Dieser weise Mathematiker-Satz wird lt. wiki-quote z.B. Leonhard Euler und David Hilbert zugeschrieben … und natürlich auch Albert Einstein, wobei ich letzteres für am wenigsten glaubwürdig halte, sondern eher, dass die beiden jüngeren Euler zitierend diesen nicht namentlich genannt haben (z.B. weil man schlichtweg vergisst, wer’s zuerst gesagt hat, wenn man den Satz treffend formuliert findet und zitierend "unterschreiben" möchte). 🙂
Kopflos, zahllos und der älteste Smilie der Welt
Etwas kopflos flattert die Siegesgöttin Nike übergroß in Richtung Saalmitte und würde (wenn sie nicht aus Stein wäre) sicher über einen der zahlreichen Computer stolpern. Fahl beleuchtet in einer Vitrine grünt die Himmelsscheibe von Nebra (dem "ältesten Zwinker-Smilie der Welt" 😉 ) und gegenüber der Nike rollt ihr der kleine Sonnenwagen von Trundholm entgegen, als wollte er sie zum Ausrutschen bringen (ohne Kopf, kann sie ihn eh nicht sehen).

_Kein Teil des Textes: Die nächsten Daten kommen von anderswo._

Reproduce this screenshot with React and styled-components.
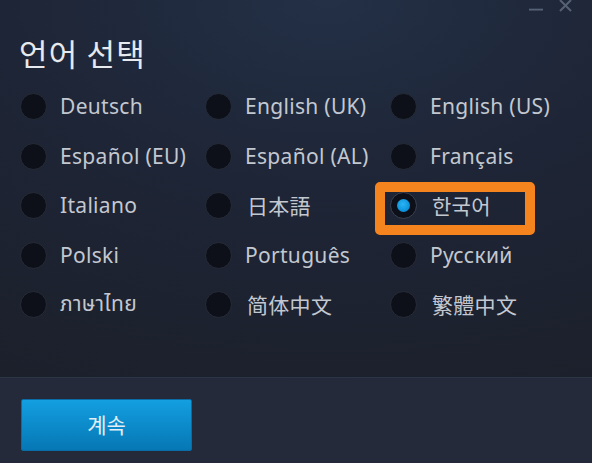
import React, { useState } from 'react';
import styled, { createGlobalStyle } from 'styled-components';

const GlobalStyle = createGlobalStyle`
  html, body {
    margin: 0;
    padding: 0;
    background: #1d212c;
  }
  *, *::before, *::after { box-sizing: border-box; }
`;

const Window = styled.div`
  width: 592px;
  height: 463px;
  display: flex;
  flex-direction: column;
  overflow: hidden;
  font-family: "Noto Sans", "Noto Sans CJK KR", "Noto Sans Thai", sans-serif;
  background: radial-gradient(ellipse 120% 90% at 55% 0%, #233046 0%, #1e2536 45%, #1c202b 100%);
`;

const TitleBar = styled.div`
  height: 18px;
  display: flex;
  justify-content: flex-end;
  align-items: flex-start;
  gap: 15px;
  padding-right: 20px;
  margin-top: -5px;
`;

const Control = styled.div`
  width: 14px;
  height: 18px;
  display: flex;
  align-items: center;
  justify-content: center;
  color: #566175;
`;

const Body = styled.div`
  flex: 1;
  padding: 19px 20px 0;
`;

const Title = styled.h1`
  margin: 0 0 0 -1px;
  font-family: "Noto Sans CJK KR", sans-serif;
  font-weight: 400;
  font-size: 31px;
  line-height: 42px;
  color: #e6e9ee;
  letter-spacing: 1.2px;
`;

const Grid = styled.div`
  margin-top: 8px;
  display: grid;
  grid-template-columns: 185px 185px 185px;
  grid-auto-rows: 49.5px;
`;

const Option = styled.label`
  position: relative;
  display: flex;
  align-items: center;
  gap: 13px;
  cursor: pointer;

  ${p => p.highlighted && `
    &::after {
      content: '';
      position: absolute;
      left: -15px;
      top: 1px;
      width: 160px;
      height: 53px;
      border: 10px solid #f5841f;
      border-radius: 5px;
      pointer-events: none;
    }
  `}
`;

const Radio = styled.span`
  width: 27px;
  height: 27px;
  flex: none;
  border-radius: 50%;
  background: #0d1018;
  border: 1px solid ${p => (p.checked ? '#3a4252' : '#262c38')};
  display: flex;
  align-items: center;
  justify-content: center;

  &::before {
    content: '';
    display: ${p => (p.checked ? 'block' : 'none')};
    width: 13px;
    height: 13px;
    border-radius: 50%;
    background: radial-gradient(circle at 45% 40%, #2ab4f5 0%, #0a8fd8 70%, #0778b8 100%);
  }
`;

const Label = styled.span`
  font-size: 21px;
  letter-spacing: 0.3px;
  color: #c3c8d0;
  white-space: nowrap;
  margin-top: -1px;
  margin-left: ${p => (p.cjk ? '2px' : '0')};
`;

const Footer = styled.div`
  height: 86px;
  flex: none;
  border-top: 1px solid #2c3545;
  background: #242a39;
  padding: 21px 20px 0 21px;
`;

const Button = styled.button`
  width: 171px;
  height: 52px;
  border: 1px solid #0b6ca5;
  border-radius: 2px;
  background: linear-gradient(#139fe1, #0677b4);
  color: #e3eef6;
  font-family: "Noto Sans CJK KR", sans-serif;
  font-size: 21px;
  cursor: pointer;
  padding: 0 0 2px;
`;

const languages = [
  'Deutsch', 'English (UK)', 'English (US)',
  'Español (EU)', 'Español (AL)', 'Français',
  'Italiano', '日本語', '한국어',
  'Polski', 'Português', 'Русский',
  'ภาษาไทย', '简体中文', '繁體中文',
];

const fontFor = lang => {
  if (lang === '日本語') return '"Noto Sans CJK JP", sans-serif';
  if (lang === '简体中文') return '"Noto Sans CJK SC", sans-serif';
  if (lang === '繁體中文') return '"Noto Sans CJK TC", sans-serif';
  if (lang === '한국어') return '"Noto Sans CJK KR", sans-serif';
  return undefined;
};

export default function App() {
  const [selected, setSelected] = useState('한국어');

  return (
    <>
      <GlobalStyle />
      <Window>
        <TitleBar>
          <Control>
            <svg width="15" height="18" viewBox="0 0 15 18">
              <rect x="0" y="14" width="15" height="2" fill="currentColor" />
            </svg>
          </Control>
          <Control>
            <svg width="13" height="18" viewBox="0 0 13 18">
              <path d="M1 5 L12 16 M12 5 L1 16" stroke="currentColor" strokeWidth="2" />
            </svg>
          </Control>
        </TitleBar>
        <Body>
          <Title>언어 선택</Title>
          <Grid>
            {languages.map(lang => (
              <Option
                key={lang}
                highlighted={lang === '한국어'}
                onClick={() => setSelected(lang)}
              >
                <Radio checked={selected === lang} />
                <Label
                  cjk={!!fontFor(lang)}
                  style={fontFor(lang) ? { fontFamily: fontFor(lang) } : undefined}
                >
                  {lang}
                </Label>
              </Option>
            ))}
          </Grid>
        </Body>
        <Footer>
          <Button>계속</Button>
        </Footer>
      </Window>
    </>
  );
}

An der Seite findet man ein Faksimile des Buchs von as-Sufi aufgeschlagen, wo der Zentaur Chiron als Schütze abgebildet ist und neben ihm eine Sternliste. Neben dem aufgeschlagenen Buch liegen alte persische Münzen (hier als Inlay-Bild), auf denen eine männliche Figur abgebildet ist. Sie wird als Sternbild Perseus gedeutet, da sie analog zu as-Sufis Sternkarten auf der einen Seite "linkshändig", auf der anderen "rechtshändig" abgebildet ist. Also: Wo bei uns gefragt würde "Kopf oder Zahl", müsste man bei diesen Münzen fragen: Himmelskugel von außen oder von innen angeguckt?

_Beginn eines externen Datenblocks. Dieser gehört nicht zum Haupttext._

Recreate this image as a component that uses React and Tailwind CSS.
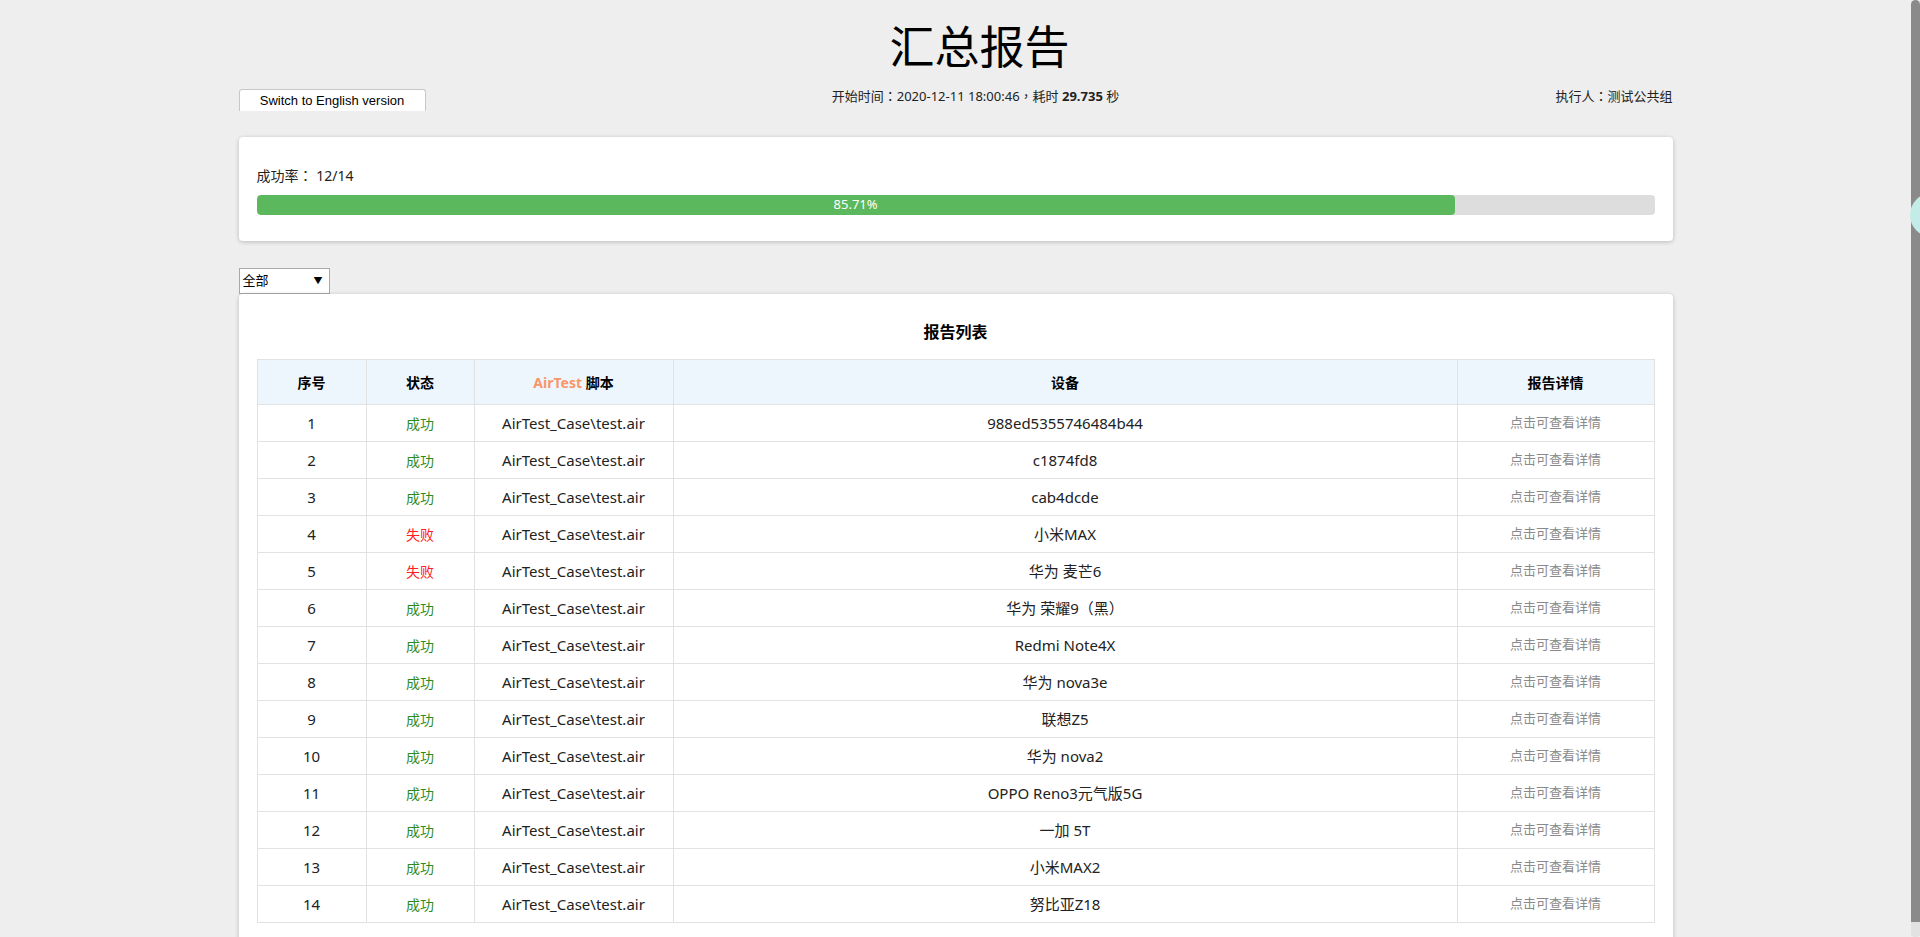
import React from 'react';

const rows = [
  { id: 1, ok: true, device: '988ed5355746484b44' },
  { id: 2, ok: true, device: 'c1874fd8' },
  { id: 3, ok: true, device: 'cab4dcde' },
  { id: 4, ok: false, device: '小米MAX' },
  { id: 5, ok: false, device: '华为 麦芒6' },
  { id: 6, ok: true, device: '华为 荣耀9（黑）' },
  { id: 7, ok: true, device: 'Redmi Note4X' },
  { id: 8, ok: true, device: '华为 nova3e' },
  { id: 9, ok: true, device: '联想Z5' },
  { id: 10, ok: true, device: '华为 nova2' },
  { id: 11, ok: true, device: 'OPPO Reno3元气版5G' },
  { id: 12, ok: true, device: '一加 5T' },
  { id: 13, ok: true, device: '小米MAX2' },
  { id: 14, ok: true, device: '努比亚Z18' },
];

const passed = rows.filter(r => r.ok).length;
const rate = ((passed / rows.length) * 100).toFixed(2);

// centred full-width punctuation, like the original font draws it
const P = ({ children }) => (
  <span className="font-[family-name:'Noto_Sans_CJK_TC',sans-serif]">{children}</span>
);

function App() {
  return (
    <div className="flex h-[937px] w-full overflow-hidden bg-[#eeeeee] text-[#222] font-[family-name:'Noto_Sans','Noto_Sans_CJK_SC',sans-serif]">
      <div className="min-w-0 flex-1">
        <div className="mx-auto w-[1434px] pt-[19px]">
          <h1 className="h-[56px] pl-[48px] text-center text-[45px] leading-[56px] font-normal text-black">汇总报告</h1>

          <div className="mt-[14px] flex items-start text-[13px] leading-[14px]">
            <div className="flex h-[22px] w-[187px] shrink-0 items-center justify-center rounded-t-[3px] border border-b-0 border-[#c8c8c8] bg-white font-[family-name:'Liberation_Sans',sans-serif] text-[13px] text-black">
              Switch to English version
            </div>
            <div className="flex-1 pr-[30px] text-center">
              开始时间<P>：</P>2020-12-11 18:00:46<P>，</P>耗时 <b>29.735</b> 秒
            </div>
            <div className="shrink-0 text-right whitespace-nowrap">执行人<P>：</P>测试公共组</div>
          </div>

          <div className="mt-[26px] rounded-[4px] bg-white px-[18px] pt-[28px] pb-[26px] shadow-[0_1px_4px_rgba(0,0,0,0.22)]">
            <div className="text-[14px] leading-[20px]">成功率<P>：</P> {passed}/{rows.length}</div>
            <div className="mt-[9px] h-[20px] overflow-hidden rounded-[4px] bg-[#dddddd]">
              <div
                className="flex h-full items-center justify-center rounded-[4px] bg-[#5cb85c] text-[13px] text-white"
                style={{ width: `${rate}%` }}
              >
                {rate}%
              </div>
            </div>
          </div>

          <div className="mt-[27px] flex h-[26px] w-[91px] items-center justify-between border border-[#a9a9a9] bg-white pl-[3px] pr-[6px] text-[13px] text-black">
            <span>全部</span>
            <span className="text-[9px]">▼</span>
          </div>

          <div className="rounded-[4px] bg-white px-[18px] pt-[26px] pb-[30px] shadow-[0_1px_4px_rgba(0,0,0,0.22)]">
            <h2 className="mb-[15px] text-center text-[16px] leading-[24px] font-bold text-black">报告列表</h2>
            <table className="w-full table-fixed border-collapse text-center">
              <colgroup>
                <col className="w-[109px]" />
                <col className="w-[108px]" />
                <col className="w-[199px]" />
                <col />
                <col className="w-[197px]" />
              </colgroup>
              <thead>
                <tr className="h-[45px] bg-[#eef6fd] text-[14px] font-bold text-black">
                  <th className="border border-[#e2e2e2]">序号</th>
                  <th className="border border-[#e2e2e2]">状态</th>
                  <th className="border border-[#e2e2e2]">
                    <span className="text-[#f8966a]">AirTest</span> 脚本
                  </th>
                  <th className="border border-[#e2e2e2]">设备</th>
                  <th className="border border-[#e2e2e2]">报告详情</th>
                </tr>
              </thead>
              <tbody>
                {rows.map(r => (
                  <tr key={r.id} className="h-[37px] text-[15px]">
                    <td className="border border-[#e2e2e2]">{r.id}</td>
                    <td className={`border border-[#e2e2e2] text-[14px] ${r.ok ? 'text-[#2e8b1e]' : 'text-[#ff2020]'}`}>
                      {r.ok ? '成功' : '失败'}
                    </td>
                    <td className="border border-[#e2e2e2]">AirTest_Case\test.air</td>
                    <td className="border border-[#e2e2e2]">{r.device}</td>
                    <td className="border border-[#e2e2e2] text-[13px] text-[#8a8a8a]">点击可查看详情</td>
                  </tr>
                ))}
              </tbody>
            </table>
          </div>
        </div>
      </div>

      {/* scrollbar strip */}
      <div className="relative flex w-[9px] shrink-0 flex-col">
        <div className="h-[922px] rounded-t-[5px] bg-[#8a8a8a]" />
        <div className="flex-1 rounded-b-[4px] bg-[#e2e2e2]" />
        <div className="absolute top-[193px] left-[-1px] h-[44px] w-[44px] rounded-full bg-[#c3ece8]" />
      </div>
    </div>
  );
}

export default App;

Nicht Grimms Märchen, sondern Grimms Astrophysik findet man hier in dem Tübinger Wunderkabinett… gleich neben Büchern, Karten und Himmelsgloben aus den letzten paar Jahrhunderten seit etwa der frühen Neuzeit. Da liegen die Karten von Johann E Bode (1782), Karl F. V. Hoffmann (1835), Johann G Doppelmayer (1742) und Christian Goldbach (1799) für Laiensterngucker und Forschende friedlich nebeneinander und es darf natürlich auch die Bayersche Uranometria (1603) nicht fehlen.

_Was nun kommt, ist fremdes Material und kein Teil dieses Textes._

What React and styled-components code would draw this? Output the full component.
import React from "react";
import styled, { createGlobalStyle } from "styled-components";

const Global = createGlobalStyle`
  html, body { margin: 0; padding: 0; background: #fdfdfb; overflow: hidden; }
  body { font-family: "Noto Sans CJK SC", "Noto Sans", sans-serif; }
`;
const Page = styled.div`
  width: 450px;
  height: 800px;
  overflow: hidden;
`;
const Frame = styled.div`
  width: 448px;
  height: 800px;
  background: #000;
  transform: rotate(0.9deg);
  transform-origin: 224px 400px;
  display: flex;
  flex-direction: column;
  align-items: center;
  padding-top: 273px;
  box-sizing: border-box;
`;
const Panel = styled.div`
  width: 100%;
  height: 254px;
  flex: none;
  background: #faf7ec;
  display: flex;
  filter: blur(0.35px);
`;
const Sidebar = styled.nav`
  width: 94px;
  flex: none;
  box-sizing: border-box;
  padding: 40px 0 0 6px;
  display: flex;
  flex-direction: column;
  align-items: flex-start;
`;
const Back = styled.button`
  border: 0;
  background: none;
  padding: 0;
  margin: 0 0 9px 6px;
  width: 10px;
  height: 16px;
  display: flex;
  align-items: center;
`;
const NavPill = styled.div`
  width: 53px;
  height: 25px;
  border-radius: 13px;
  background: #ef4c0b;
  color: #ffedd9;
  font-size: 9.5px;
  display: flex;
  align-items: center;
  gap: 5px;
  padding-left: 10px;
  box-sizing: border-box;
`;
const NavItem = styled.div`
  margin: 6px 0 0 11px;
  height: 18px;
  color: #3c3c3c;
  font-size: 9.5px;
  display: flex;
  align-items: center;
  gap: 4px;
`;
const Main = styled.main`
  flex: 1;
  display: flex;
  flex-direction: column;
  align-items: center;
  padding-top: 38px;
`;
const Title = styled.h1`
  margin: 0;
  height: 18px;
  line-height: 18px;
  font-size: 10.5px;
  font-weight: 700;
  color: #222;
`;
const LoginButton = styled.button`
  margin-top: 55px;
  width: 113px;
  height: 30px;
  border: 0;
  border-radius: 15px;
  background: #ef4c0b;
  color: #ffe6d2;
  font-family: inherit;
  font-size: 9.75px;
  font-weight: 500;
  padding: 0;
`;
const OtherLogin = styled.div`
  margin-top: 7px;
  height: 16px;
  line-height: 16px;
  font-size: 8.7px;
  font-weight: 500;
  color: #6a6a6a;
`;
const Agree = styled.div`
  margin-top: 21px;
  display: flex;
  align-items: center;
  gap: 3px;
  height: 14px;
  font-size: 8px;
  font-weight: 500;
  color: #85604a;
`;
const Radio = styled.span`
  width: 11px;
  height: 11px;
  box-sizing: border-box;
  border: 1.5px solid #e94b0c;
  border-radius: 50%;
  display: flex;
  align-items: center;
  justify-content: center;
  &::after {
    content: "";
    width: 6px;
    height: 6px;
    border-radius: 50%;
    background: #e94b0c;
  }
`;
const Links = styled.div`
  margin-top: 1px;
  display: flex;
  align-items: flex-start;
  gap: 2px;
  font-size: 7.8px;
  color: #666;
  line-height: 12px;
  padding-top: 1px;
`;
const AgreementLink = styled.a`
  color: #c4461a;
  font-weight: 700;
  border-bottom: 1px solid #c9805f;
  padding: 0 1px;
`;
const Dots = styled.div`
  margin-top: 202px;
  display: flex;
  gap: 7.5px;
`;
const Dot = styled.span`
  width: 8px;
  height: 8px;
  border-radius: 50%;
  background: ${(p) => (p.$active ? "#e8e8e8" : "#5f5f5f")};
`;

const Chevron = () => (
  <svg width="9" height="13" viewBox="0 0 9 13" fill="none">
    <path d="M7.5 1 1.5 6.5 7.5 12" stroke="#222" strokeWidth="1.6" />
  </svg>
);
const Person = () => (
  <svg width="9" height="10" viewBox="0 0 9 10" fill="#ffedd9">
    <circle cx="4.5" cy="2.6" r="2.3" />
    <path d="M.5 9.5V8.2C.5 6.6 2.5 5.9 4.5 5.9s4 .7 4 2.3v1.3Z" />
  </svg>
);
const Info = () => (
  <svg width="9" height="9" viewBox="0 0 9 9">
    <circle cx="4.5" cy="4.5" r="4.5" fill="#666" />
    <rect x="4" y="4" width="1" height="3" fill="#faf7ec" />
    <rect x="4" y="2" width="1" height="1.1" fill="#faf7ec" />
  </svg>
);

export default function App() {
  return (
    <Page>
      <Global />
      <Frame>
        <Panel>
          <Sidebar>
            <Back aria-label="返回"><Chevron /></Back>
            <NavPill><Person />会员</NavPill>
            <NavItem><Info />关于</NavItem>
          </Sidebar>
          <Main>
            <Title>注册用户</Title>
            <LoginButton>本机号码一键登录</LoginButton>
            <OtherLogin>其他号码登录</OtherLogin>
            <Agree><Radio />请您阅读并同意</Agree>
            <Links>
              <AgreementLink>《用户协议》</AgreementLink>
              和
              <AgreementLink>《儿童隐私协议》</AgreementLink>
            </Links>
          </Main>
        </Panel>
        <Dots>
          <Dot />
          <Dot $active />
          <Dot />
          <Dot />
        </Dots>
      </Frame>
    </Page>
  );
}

Weiters ein paar Weltbilder und natürlich der Verweis auf einen der berühmtesten Schüler Tübingens, Johannes Kepler, der – in Weil der Stadt (bei Stuttgart) geboren – hier bei Mästlin studierte.
Tübingen ist außerdem stolz auf seine astronomische Uhr am Rathaus und schon am Bahnhof sieht man neben dem groß aufgehängten Stadtplan ein "Foto" vom Tübinger Marktplatz: So würde ein Myon ihn sehen, wenn es mit fast-lichtgeschwindigkeit sich auf den zentralen Brunnen zu bewegen würde.
Man sieht: Wo schon einst Kepler studierte, sind (Astro)physiker auch noch am Beginn des 21. Jahrhundert am werkeln an einem neuen Weltbild. Das alles in eine einzige Ausstellung zu packen, ist schon eine MUTige Idee.
nota bene
Vielleicht waren wir beide an diesem Tag besonders albern drauf, aber vielleicht war es auch wirklich die Ausstellung, die dies triggerte… who knows … ? Es ist in jedem Fall eine sehr ungewöhnliche Zusammenschau.